A similar retreat took place in the Sangin area of Helmand where British losses became unsustainable, prompting their replacement three-and-a-half years ago by US marines.

Despite British service personnel loss of life and the carnage inflicted on civilians, no-one could suggest that Iraq and Afghanistan are more stable today than they were prior to the US-led invasions.

The same applies to Libya where central government control of the country is imaginary and many areas are ruled by local militias.

And yet but for an outbreak of voter-induced sanity among back-bench MPs, David Cameron’s coalition government would have had our air force taking to the skies over Syria to deliver victory to a multinational jihadi force backed by regional medieval dictatorships.

Stop the War convener Lindsay German hit the nail on the head in commenting that “many people in the country don’t particularly like the special relationship with the US” and won’t be upset by Gates’s warning.

Would that the same common-sense approach had been adopted by the Labour front bench which seems reluctant to learn the same lessons the general public has.

Shadow defence secretary Vernon Coaker saluted promptly, taking his position in the trench alongside Gates, demanding that Cameron take on board the concerns of “Britain’s strongest ally.”

“The government must ensure that Britain’s defence capability is maintained,” this latter-day Colonel Blimp barked.

It might have slipped his notice that workers in Britain are seeing their jobs disappear, their wages stagnate and their purchasing power plummet.

His party has accepted the government view that the economy can only be rebuilt on the basis of cuts in working-class pay, pensions and services.

How much better it would have been if Coaker and his fellow frontbenchers had insisted: “The government must ensure that working people’s living standards are defended.”

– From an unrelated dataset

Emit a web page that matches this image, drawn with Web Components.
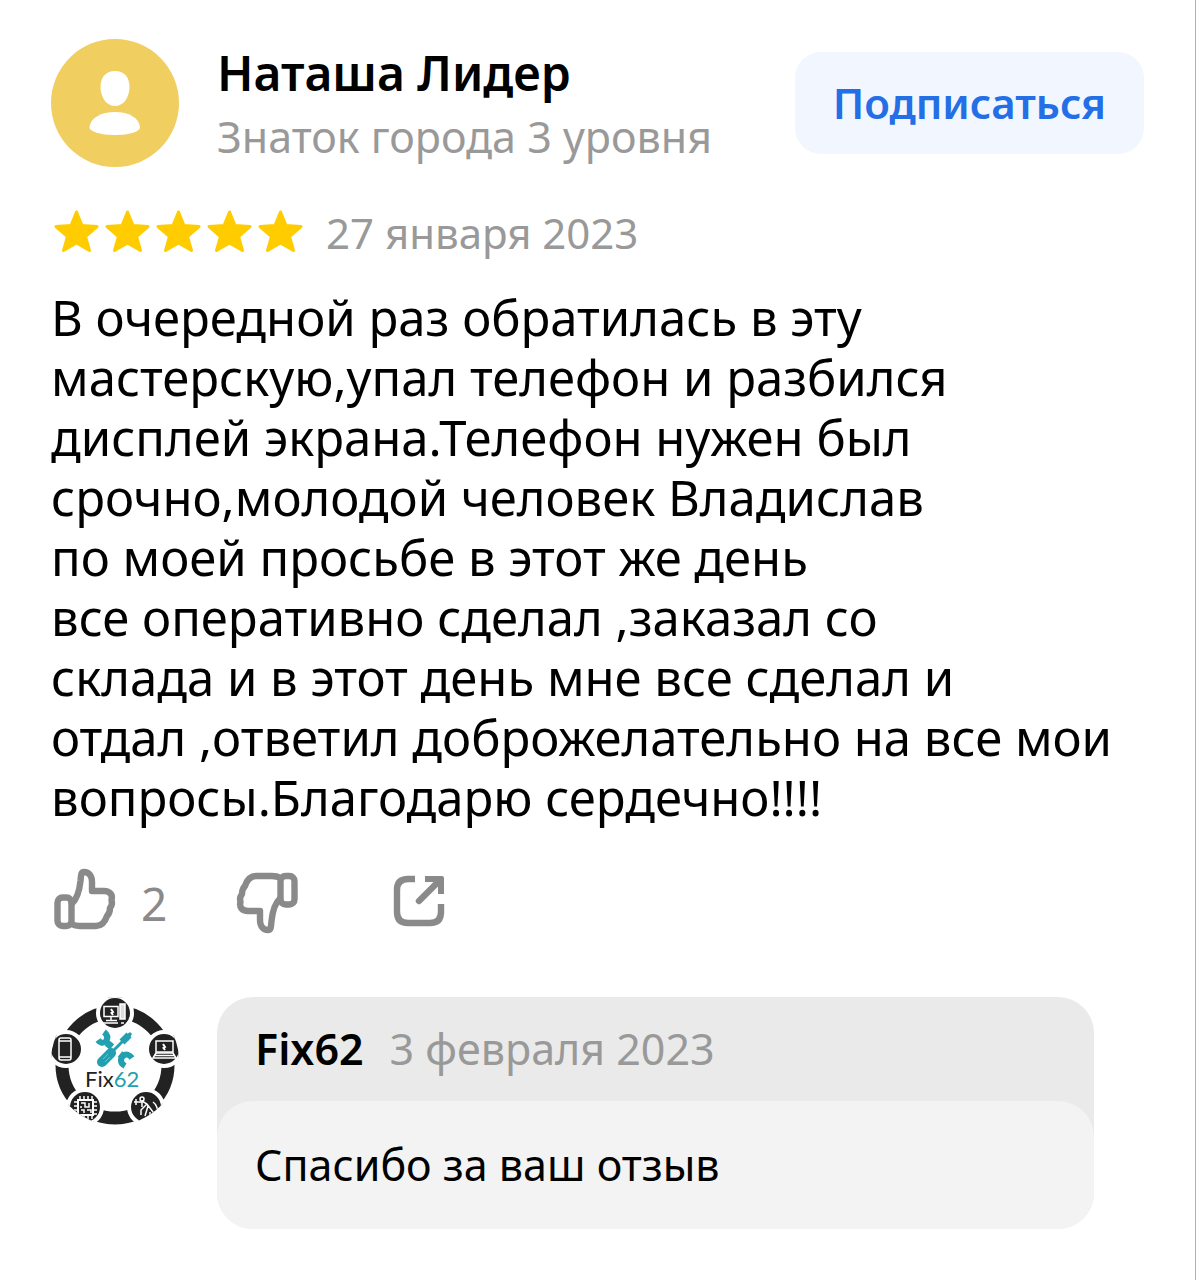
<!DOCTYPE html>
<html lang="ru">
<head>
<meta charset="utf-8">
<title>Отзыв</title>
<style>
  html { height: 100%; }
  body {
    margin: 0;
    min-height: 100%;
    box-sizing: border-box;
    background: #fff;
    color: #000;
    border-right: 1px solid #b0b0b0;
    font-family: "Noto Sans", "Open Sans", sans-serif;
  }
</style>
</head>
<body>
<review-card>
  <review-author slot="author" name="Наташа Лидер" level="Знаток города 3 уровня"></review-author>
  <star-rating slot="meta" value="5"></star-rating>
  <time slot="meta" datetime="2023-01-27">27 января 2023</time>
  <span slot="text">В очередной раз обратилась в эту<br>мастерскую,упал телефон и разбился<br>дисплей экрана.Телефон нужен был<br>срочно,молодой человек Владислав<br>по моей просьбе в этот же день<br>все оперативно сделал ,заказал со<br>склада и в этот день мне все сделал и<br>отдал ,ответил доброжелательно на все мои<br>вопросы.Благодарю сердечно!!!!</span>
  <review-actions slot="actions" likes="2"></review-actions>
  <owner-reply slot="reply" name="Fix62" date="3 февраля 2023">Спасибо за ваш отзыв</owner-reply>
</review-card>

<script>
class ReviewCard extends HTMLElement {
  constructor() {
    super();
    this.attachShadow({ mode: 'open' }).innerHTML = `
      <style>
        :host { display: block; padding: 39px 51px 50px; }
        article { display: flex; flex-direction: column; }
        .meta { display: flex; align-items: center; gap: 20px; margin-top: 36px; height: 60px;
                font-size: 42px; line-height: 60px; color: #999; }
        p { margin: 24px 0 0; font-size: 49px; line-height: 60px; white-space: nowrap; }
        .actions { margin-top: 40px; }
        .reply { margin-top: 58px; }
      </style>
      <article>
        <slot name="author"></slot>
        <div class="meta"><slot name="meta"></slot></div>
        <p><slot name="text"></slot></p>
        <div class="actions"><slot name="actions"></slot></div>
        <div class="reply"><slot name="reply"></slot></div>
      </article>`;
  }
}

class ReviewAuthor extends HTMLElement {
  connectedCallback() {
    if (this.shadowRoot) return;
    this.attachShadow({ mode: 'open' }).innerHTML = `
      <style>
        :host { display: flex; align-items: center; gap: 38px; }
        svg { display: block; width: 128px; height: 128px; flex: none; }
        .who { flex: 1; min-width: 0; display: flex; flex-direction: column; gap: 4px; padding-top: 4px;
               line-height: 60px; white-space: nowrap; }
        h2 { margin: 0; font-size: 48px; font-weight: 600; }
        .level { font-size: 43px; color: #999; }
        button { border: 0; margin: 0; padding: 0 38px; height: 102px; border-radius: 26px;
                 background: #f2f6fe; color: #246ee6; font: 600 42px/60px "Noto Sans", "Open Sans", sans-serif; }
      </style>
      <svg viewBox="0 0 128 128" aria-hidden="true">
        <circle cx="64" cy="64" r="64" fill="#f0ce60"/>
        <path d="M64 32C73 32 78.500 38 78.500 48C78.500 59 72 67 64 67S49.500 59 49.500 48C49.500 38 55 32 64 32Z" fill="#fff"/>
        <path d="M64 73C78 73 88 79 89 88C89.500 93 77 96 64 96S38 93 38.500 88C39.500 79 50 73 64 73Z" fill="#fff"/>
      </svg>
      <div class="who"><h2></h2><div class="level"></div></div>
      <button type="button">Подписаться</button>`;
    this.shadowRoot.querySelector('h2').textContent = this.getAttribute('name');
    this.shadowRoot.querySelector('.level').textContent = this.getAttribute('level');
  }
}

class StarRating extends HTMLElement {
  connectedCallback() {
    if (this.shadowRoot) return;
    const star = `<svg viewBox="0 0 51 51" aria-hidden="true"><path d="M25.500 4L31 17.500L46 18.500L34.500 28.500L38.500 42.500L25.500 35L12.500 42.500L16.500 28.500L5 18.500L20 17.500Z" fill="#fc0" stroke="#fc0" stroke-width="3" stroke-linejoin="round"/></svg>`;
    this.attachShadow({ mode: 'open' }).innerHTML = `
      <style>
        :host { display: flex; }
        svg { display: block; width: 51px; height: 51px; }
      </style>` + star.repeat(Number(this.getAttribute('value')));
  }
}

class ReviewActions extends HTMLElement {
  connectedCallback() {
    if (this.shadowRoot) return;
    const hand = `<g fill="none" stroke="#8a8a8a" stroke-width="6.400" stroke-linejoin="round" stroke-linecap="round">
      <rect x="6.500" y="30.500" width="14" height="28.500" rx="5"/>
      <path d="M21 36.500C27 31 28.500 23 29.500 14C30 8 30 5 33 5C38 5 41 9 41 15V24H53C59 24 62 28 60.500 33C61.500 36 60.500 39 59 41C59 45 58 47 56 49C54 55 51 59 45 59H29Q24 59 20.500 57"/></g>`;
    this.attachShadow({ mode: 'open' }).innerHTML = `
      <style>
        :host { display: flex; align-items: center; }
        button { display: flex; align-items: center; gap: 26px; border: 0; margin: 0; padding: 0;
                 background: none; color: #8a8a8a; font: 400 46px/68px "Noto Sans", "Open Sans", sans-serif; }
        button + button { margin-left: 66px; }
        button:last-child { margin-left: 90px; }
        svg { display: block; width: 64px; height: 72px; overflow: visible; }
      </style>
      <button type="button" aria-label="Нравится"><svg viewBox="0 0 64 72">${hand}</svg><span></span></button>
      <button type="button" aria-label="Не нравится"><svg viewBox="0 0 64 72"><g transform="rotate(180 34 34)">${hand}</g></svg></button>
      <button type="button" aria-label="Поделиться"><svg viewBox="0 0 64 72">
        <path d="M28 12H21Q10 12 10 23V45Q10 56 21 56H43Q54 56 54 45V37" fill="none" stroke="#8a8a8a" stroke-width="6.400"/>
        <path d="M32 34L50 16" fill="none" stroke="#8a8a8a" stroke-width="6.400" stroke-linecap="round"/>
        <path d="M38 9H55Q57 9 57 11V27H51V20L46 15H38Z" fill="#8a8a8a"/></svg></button>`;
    this.shadowRoot.querySelector('span').textContent = this.getAttribute('likes');
  }
}

class ShopLogo extends HTMLElement {
  constructor() {
    super();
    this.attachShadow({ mode: 'open' }).innerHTML = `
      <style>
        :host { display: block; width: 128px; height: 128px; flex: none; }
        svg { display: block; }
        text { font: 400 22px Lato, "Noto Sans", sans-serif; }
      </style>
      <svg width="128" height="128" viewBox="0 0 128 128">
        <defs><clipPath id="round"><circle cx="64" cy="64" r="64"/></clipPath></defs>
        <g clip-path="url(#round)">
          <circle cx="64" cy="68" r="53" fill="none" stroke="#222" stroke-width="13"/>
          <g fill="#222" stroke="#fff" stroke-width="4">
            <circle cx="64" cy="16" r="17"/><circle cx="15" cy="52" r="17"/><circle cx="113" cy="52" r="17"/>
            <circle cx="34" cy="110" r="17"/><circle cx="95" cy="110" r="17"/>
          </g>
          <g fill="none" stroke="#fff" stroke-width="1.500">
            <rect x="53" y="9.500" width="14" height="10"/><path d="M60 20V23M55 23.500H66M52 26H67"/>
            <rect x="69" y="7" width="5" height="15" fill="#ddd"/><path d="M70 26H73"/>
            <rect x="8" y="41" width="12" height="22" rx="2"/><path d="M8 44H20M8 60H20"/>
            <rect x="105" y="44" width="17" height="11"/><path d="M105 56L102 61H125L122 56ZM104 58.500H123"/>
            <rect x="27" y="103" width="15" height="15" stroke-width="2"/>
            <path d="M29 99V103M33 99V103M37 99V103M41 99V103M29 118V122M33 118V122M37 118V122M41 118V122M23 105H27M23 109H27M23 113H27M42 105H46M42 109H46M42 113H46M42 117H46"/>
            <path d="M30 106H34V110H38V106M30 113H33V116M36 113H40V116M30 109V111"/>
            <path d="M83 105H91V110M85 102V108M91 104L96 107L102 115L105 118M96 107L90 113V118M97 109L94 119M102 105C105 107 107 112 107 116M99 115V121"/>
            <circle cx="91" cy="102" r="2"/>
          </g>
          <path d="M60 12L62 15L60.500 16L62 18M112 47L114 50L112.500 51L114 53" stroke="#fff" stroke-width="2" fill="none"/>
          <g fill="none" stroke="#22a0b0">
            <path d="M79 37L62 54" stroke-width="3"/>
            <path d="M60 56L51 65" stroke-width="10" stroke-linecap="round"/>
            <path d="M71 45L78 38" stroke-width="7"/>
            <path d="M56 46L61 50M69 57L74 61" stroke-width="7"/>
            <path d="M53 35C57 38 57 41 55 44C52 47 49 46 47 43" stroke-width="6"/>
            <path d="M74 69C69 66 69 62 72 59C75 56 79 58 81 61" stroke-width="6"/>
            <path d="M52 62L57 57M54 65L59 60" stroke="#65c2cb" stroke-width="1"/>
          </g>
          <path d="M73 40L79 35L81 37L77 44Z" fill="#22a0b0"/>
        </g>
        <text x="34" y="90" fill="#222">Fix<tspan fill="#22a0b0">62</tspan></text>
      </svg>`;
  }
}

class OwnerReply extends HTMLElement {
  connectedCallback() {
    if (this.shadowRoot) return;
    this.attachShadow({ mode: 'open' }).innerHTML = `
      <style>
        :host { display: flex; align-items: flex-start; gap: 38px; padding-right: 50px; }
        section { flex: 1; min-width: 0; border-radius: 36px; background: #eaeaea; }
        header { display: flex; gap: 26px; padding: 22px 38px; font-size: 43px; line-height: 60px; }
        strong { font-weight: 600; }
        time { color: #999; }
        p { margin: 0; padding: 34px 38px; border-radius: 36px; background: #f3f3f3; font-size: 43px; line-height: 60px; }
      </style>
      <shop-logo></shop-logo>
      <section>
        <header><strong></strong><time></time></header>
        <p><slot></slot></p>
      </section>`;
    this.shadowRoot.querySelector('strong').textContent = this.getAttribute('name');
    this.shadowRoot.querySelector('time').textContent = this.getAttribute('date');
  }
}

customElements.define('review-card', ReviewCard);
customElements.define('review-author', ReviewAuthor);
customElements.define('star-rating', StarRating);
customElements.define('review-actions', ReviewActions);
customElements.define('shop-logo', ShopLogo);
customElements.define('owner-reply', OwnerReply);
</script>
</body>
</html>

This would have provided clear political daylight between Labour and the belligerent coalitionists intent on putting US imperial interests before those of British workers.

Yet the parliamentary debate is reduced to the Prime Minister boasting that Britain is one of a small number of states that spends 2 per cent of national income on preparations for war while Labour hints that more money should be found to put US minds at rest.

The situation would be laughable if it wasn’t so damn tragic.